The present invention is a method for the fractionation of de-asphalted oil of vacuum resid using preparative High Performance Liquid Chromatographic (HPLC) separations.
The petroleum vacuum resid de-asphalted oils (DAOs), boiling above ˜1000° F., are too complex to be analyzed as such for detailed compositional information even with the most modern analytical techniques/instruments. It is, therefore, essential to fractionate them into several sub-fractions so that the detailed/extensive compositional analyses can be performed using high resolution mass spectrometry and other analytical techniques.
Extensive documentation exists in the literature for the class separation of hydrocarbons and heteroatoms, such as nitrogen, oxygen and sulfur containing petroleum compounds in various petroleum streams (1-5). Silica gel or alumina have been the most common substrates for the LC fractionation of heavy petroleum streams in to total saturates (paraffins plus cycloparaffins also called naphthenes), total aromatics and total polars. In some cases, amino and/or cyano functional groups bonded to silica gel have been used for similar saturates, aromatics and polars separations.
The separation of sulfur compounds, such as sulfides, is more difficult to accomplish with conventional LC substrates. Because of the unique interaction of sulfides with certain metallic ions, ligand exchange chromatography has been documented. The most common metallic ions used have included silver (6), palladium (3), mercury (7) and copper (8). In general, these metallic ions are deposited from their salts onto substrates like silica gel (6) or week-ion exchange substrates (8). To the best of our knowledge, the use of strong-ion exchange substrate such as alkyl- or aryl-sulfonic functional groups bonded to silica gel and containing silver ions for the isolation of sulfides has not been documented in the literature.
The use of ligand exchange with sulfonic functional groups containing silver ions has been demonstrated for the separation of total aromatics from total saturates (9, 10) for lube basestocks. The advantage of such substrate for total saturates and total aromatics is the enhanced separation imparted by the silver ion.
The separation of aromatics into subclasses consisting of mono-, di-, tri- and or tetra+ aromatic rings separations are best accomplished using several solid supports e.g. silica gel, bonded amino (3), amino-cyano (3) and dinitroanilinopropyl (DNAP) (3). The advantage of using bonded substrates is that the separation column(s) are re-useable for many separations.
The complexity of aromatic hydrocarbons types increases significantly with increasing molecular weight and/or boiling point of the petroleum fractions. As a result, the separation of the aromatic group into individual ring numbers (i.e. mono-, di- etc) is challenging as compound class overlap may occur, particularly with sterically hindering alkylgroups substituted on the individual aromatic rings. In addition, the presence of saturated cyclic rings on the aromatic rings may lead to longer retention on the column substrates and overlap with the next aromatic ring class. To enhance the resolution among the aromatic ring classes of compounds, cryogenic HPLC separation at temperatures of <0° C. are more effective. The current literature is void in such low temperature operating conditions when applied to the separation of heavy petroleum fractions.
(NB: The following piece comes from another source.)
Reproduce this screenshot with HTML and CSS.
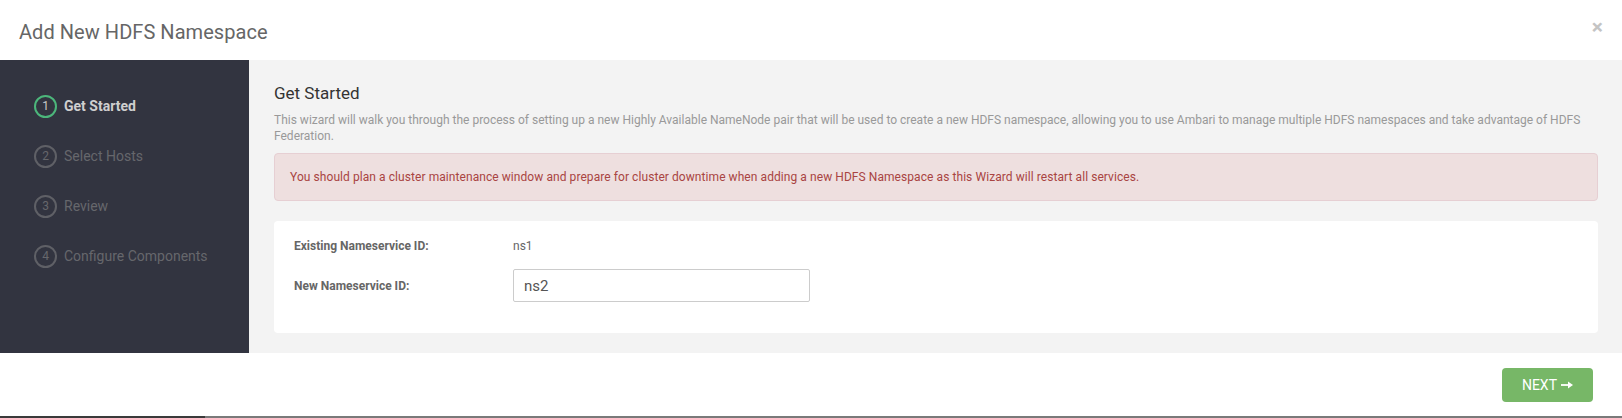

The present invention presents a relatively efficient separation scheme for heavy petroleum fractions. It combined in a single step a separation of total saturates, total aromatics, polars and sulfides. A second offline separation fractionates the total aromatics from the first step into aromatic rings using a cryogenic separation at temperatures substantially lower than 0° C. The cryogenic separation enhances the resolution among the aromatics rings.